In the jail-condition prisoner suit of Trevor Richardson v. Monroe County Sheriff, et al., No. 1:08-cv-0174 U.S., Judge Richard Young of the U.S. District Court, Southern District of Indiana, denied a motion from the Monroe County Sheriff’s Office to dismiss the suit and granted the plaintiff’s motion to certify as a class action.
Trevor Richardson filed suit in February when he was incarcerated in Monroe County Correctional Center, contending that overcrowding led to unsafe and hazardous conditions for inmates. He filed a grievance and two appeals with correctional officers, but he received no response before filing his suit and asking for class-action status. He was released within a week of that filing.

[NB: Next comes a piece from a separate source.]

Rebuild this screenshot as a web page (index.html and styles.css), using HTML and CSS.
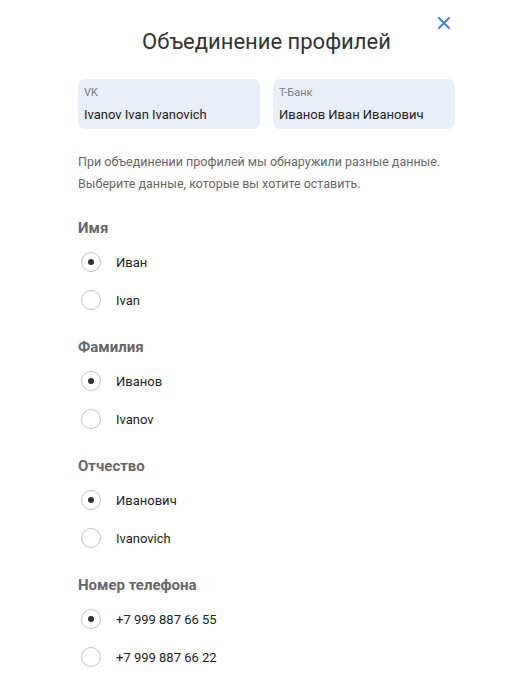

Though Richardson has been released and his individual claims are moot, Judge Young determined that the case warranted class-action status as it could impact the proposed class. But jail officials argued that each prisoner should have to prove they satisfy the requirements to join the class.
In a footnote, Judge Young points out that the related issue of “vicarious exhaustion of administrative remedies” exists in this case – whether the exhaustion of administrative remedies should be carried over to all members of the class.
That issue has only come up before in a Sept. 24, 2007, decision in Wade Meisberger and Ernest Tope v. J. David Donahue, No. 1:06-cv-1047, when Judge Larry McKinney in the Southern District of Indiana found that the vicarious exhaustion requirement applies to cases brought under the Prison Litigation Reform Act. The 7th Circuit Court of Appeals hasn’t directly addressed that issue, but the Southern District tackled that nuance in the ruling last year and relied on precedent from other District Courts and the 11th Circuit in Atlanta.
In that ongoing suit that has been stayed pending a potential settlement, the court agreed with the prisoners that the “vicarious exhaustion” should apply and the court agreed, pointing out that it was a new issue for the 7th Circuit. At the time, Judge McKinney wrote that it would be wasteful to require each and every prisoner to present the same claim to the Department of Correction when the agency has already had the chance to address it in the named plaintiff’s claim.
“The court sees no reason to diverge from its earlier ruling,” Judge Young wrote in Monday’s footnote.